_WORK TO DO_
The data below should be restated word for word, with every picture omitted.
[start]
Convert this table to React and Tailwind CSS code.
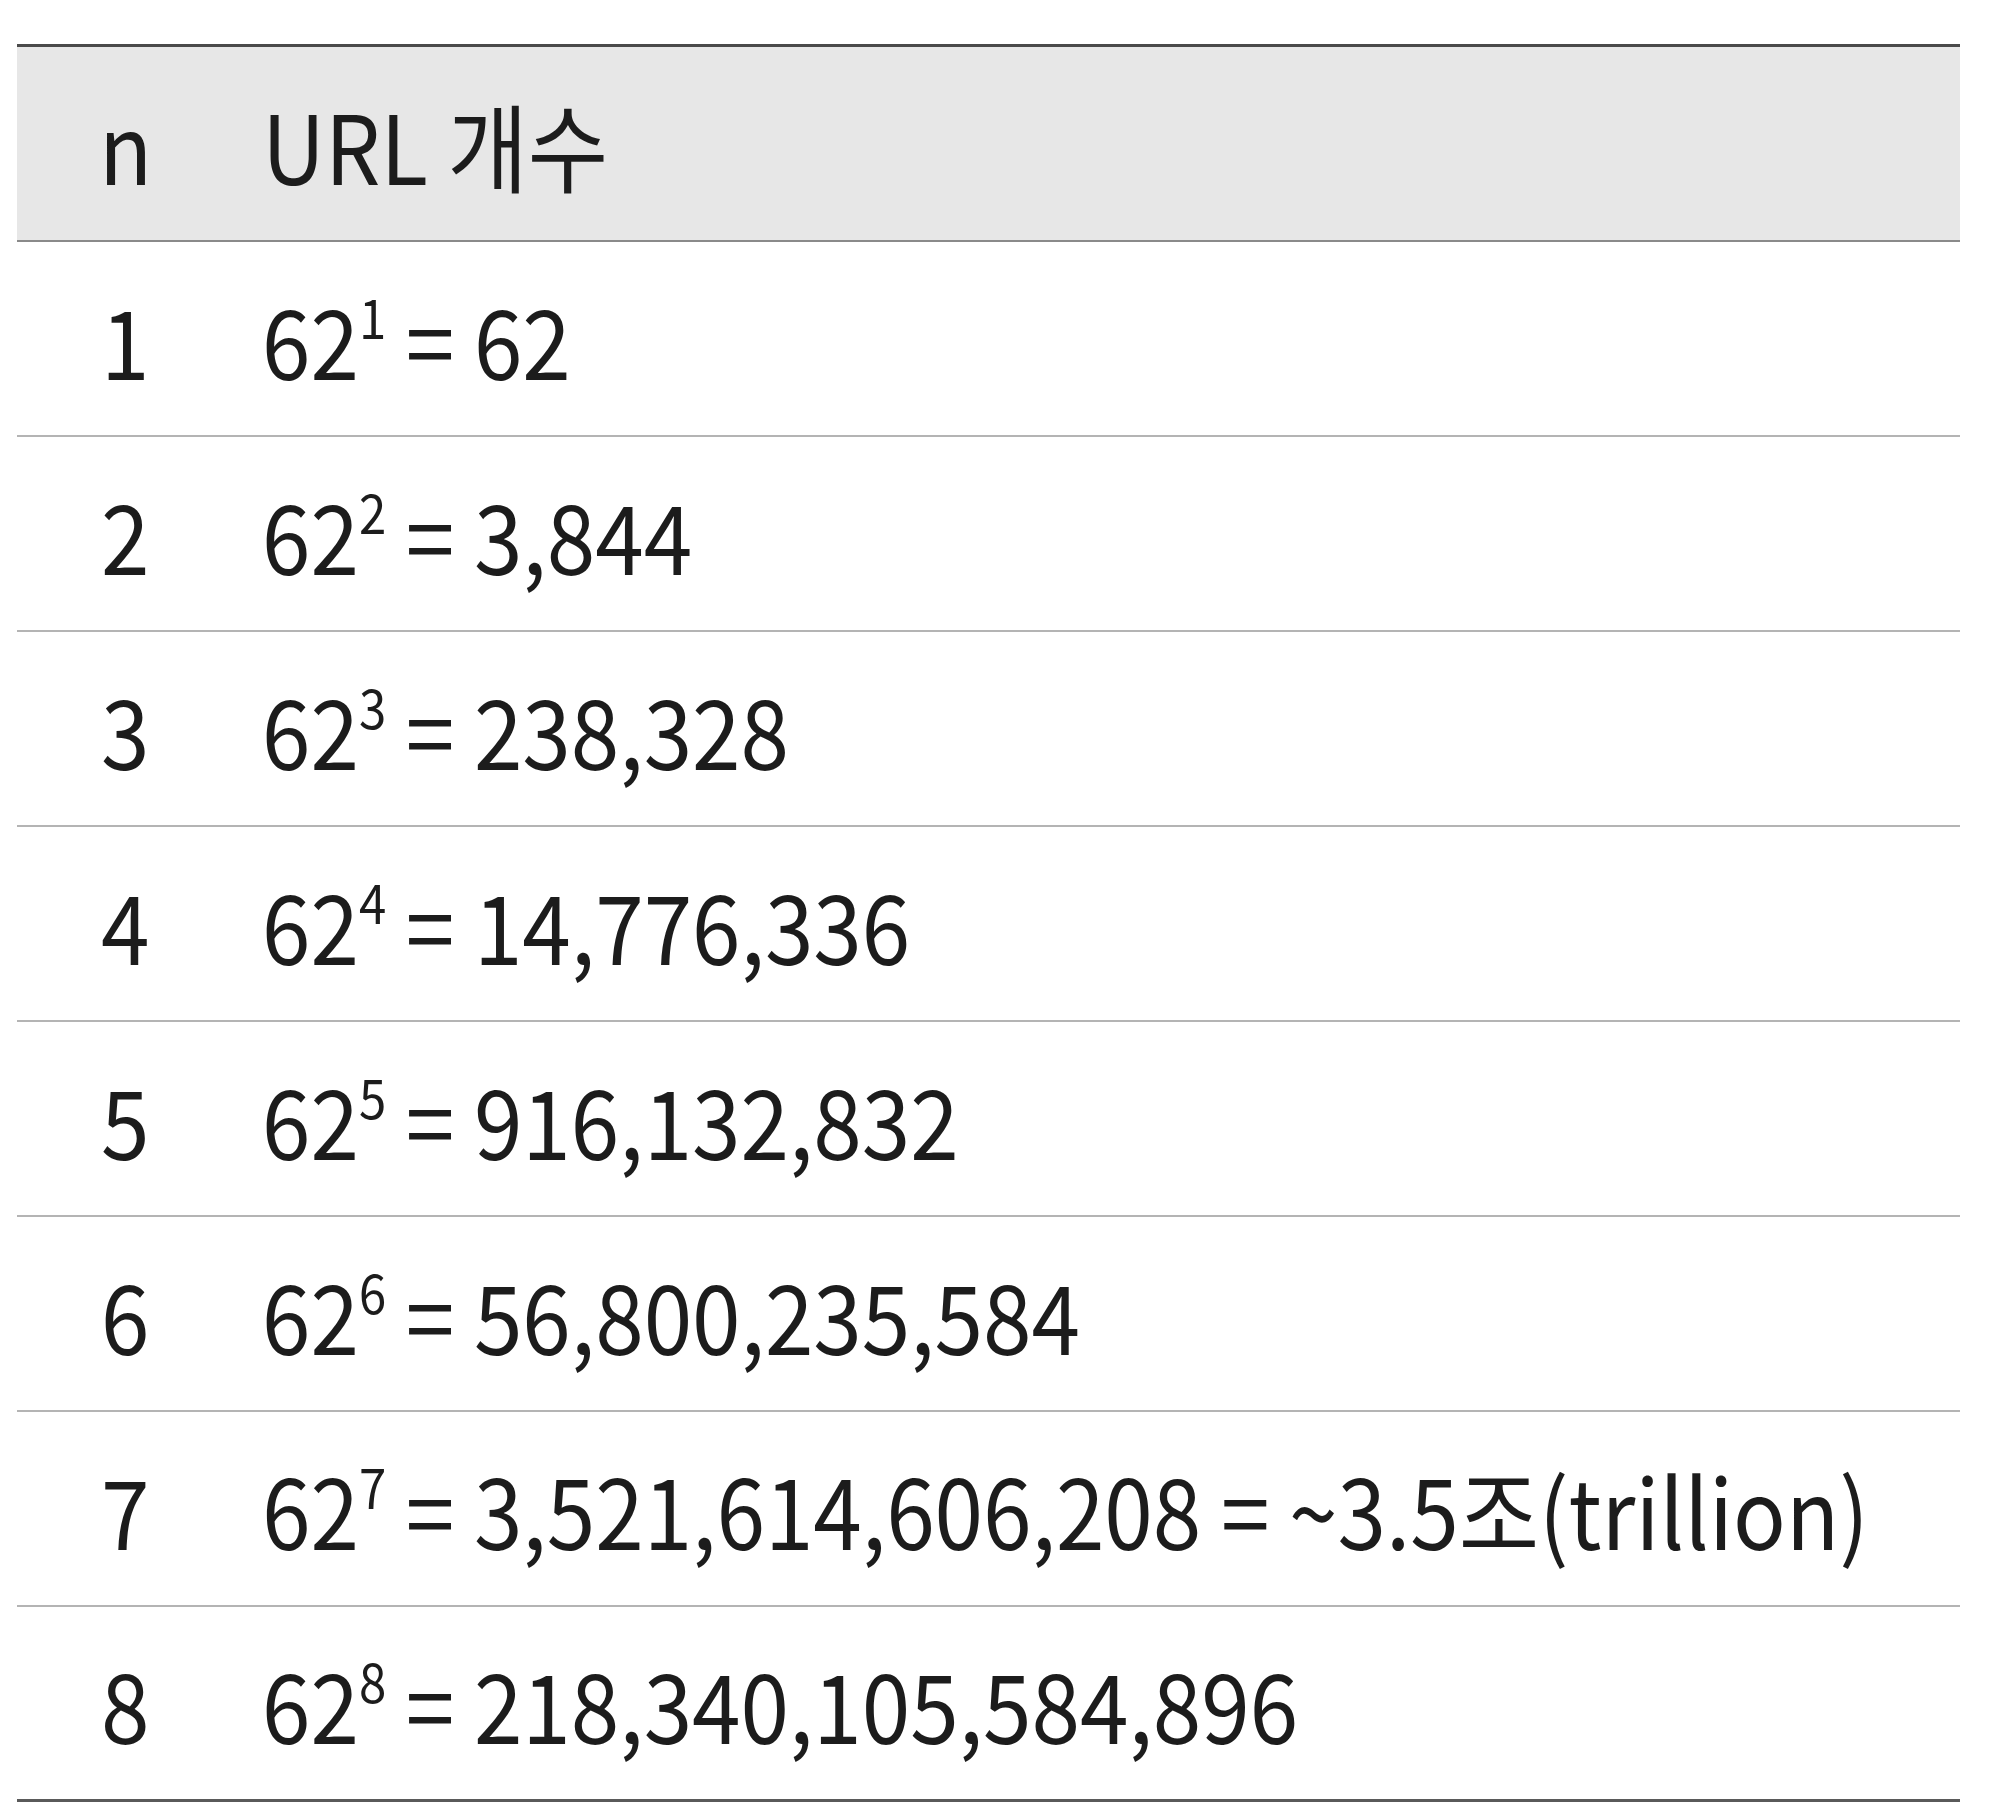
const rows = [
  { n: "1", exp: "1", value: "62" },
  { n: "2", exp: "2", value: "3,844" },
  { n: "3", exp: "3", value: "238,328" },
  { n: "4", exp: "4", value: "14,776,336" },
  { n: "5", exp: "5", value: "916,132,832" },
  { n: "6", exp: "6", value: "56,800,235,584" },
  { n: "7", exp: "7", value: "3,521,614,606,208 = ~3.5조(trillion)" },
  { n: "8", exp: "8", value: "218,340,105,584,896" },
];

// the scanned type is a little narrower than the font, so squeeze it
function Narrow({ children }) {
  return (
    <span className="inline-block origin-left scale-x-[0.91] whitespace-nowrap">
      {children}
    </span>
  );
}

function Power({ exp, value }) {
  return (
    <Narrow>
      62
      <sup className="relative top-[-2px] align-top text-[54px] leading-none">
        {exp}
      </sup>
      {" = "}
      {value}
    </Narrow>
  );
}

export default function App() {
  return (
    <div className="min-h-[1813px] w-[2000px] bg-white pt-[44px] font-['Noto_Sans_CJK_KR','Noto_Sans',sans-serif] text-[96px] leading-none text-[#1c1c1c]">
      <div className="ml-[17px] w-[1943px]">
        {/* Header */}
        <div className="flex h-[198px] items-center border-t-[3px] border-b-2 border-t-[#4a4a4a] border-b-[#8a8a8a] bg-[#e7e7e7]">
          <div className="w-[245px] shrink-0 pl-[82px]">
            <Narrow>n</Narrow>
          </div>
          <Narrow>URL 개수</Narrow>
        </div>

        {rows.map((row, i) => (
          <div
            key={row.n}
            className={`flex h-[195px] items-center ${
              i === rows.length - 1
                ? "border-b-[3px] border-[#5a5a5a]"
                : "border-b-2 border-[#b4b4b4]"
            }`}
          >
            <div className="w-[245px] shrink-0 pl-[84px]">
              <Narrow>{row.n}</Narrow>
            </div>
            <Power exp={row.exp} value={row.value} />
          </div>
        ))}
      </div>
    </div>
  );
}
[end]
_RESULT FOR THIS TASK_
Convert this table to React and Tailwind CSS code.
const rows = [
  { n: "1", exp: "1", value: "62" },
  { n: "2", exp: "2", value: "3,844" },
  { n: "3", exp: "3", value: "238,328" },
  { n: "4", exp: "4", value: "14,776,336" },
  { n: "5", exp: "5", value: "916,132,832" },
  { n: "6", exp: "6", value: "56,800,235,584" },
  { n: "7", exp: "7", value: "3,521,614,606,208 = ~3.5조(trillion)" },
  { n: "8", exp: "8", value: "218,340,105,584,896" },
];

// the scanned type is a little narrower than the font, so squeeze it
function Narrow({ children }) {
  return (
    <span className="inline-block origin-left scale-x-[0.91] whitespace-nowrap">
      {children}
    </span>
  );
}

function Power({ exp, value }) {
  return (
    <Narrow>
      62
      <sup className="relative top-[-2px] align-top text-[54px] leading-none">
        {exp}
      </sup>
      {" = "}
      {value}
    </Narrow>
  );
}

export default function App() {
  return (
    <div className="min-h-[1813px] w-[2000px] bg-white pt-[44px] font-['Noto_Sans_CJK_KR','Noto_Sans',sans-serif] text-[96px] leading-none text-[#1c1c1c]">
      <div className="ml-[17px] w-[1943px]">
        {/* Header */}
        <div className="flex h-[198px] items-center border-t-[3px] border-b-2 border-t-[#4a4a4a] border-b-[#8a8a8a] bg-[#e7e7e7]">
          <div className="w-[245px] shrink-0 pl-[82px]">
            <Narrow>n</Narrow>
          </div>
          <Narrow>URL 개수</Narrow>
        </div>

        {rows.map((row, i) => (
          <div
            key={row.n}
            className={`flex h-[195px] items-center ${
              i === rows.length - 1
                ? "border-b-[3px] border-[#5a5a5a]"
                : "border-b-2 border-[#b4b4b4]"
            }`}
          >
            <div className="w-[245px] shrink-0 pl-[84px]">
              <Narrow>{row.n}</Narrow>
            </div>
            <Power exp={row.exp} value={row.value} />
          </div>
        ))}
      </div>
    </div>
  );
}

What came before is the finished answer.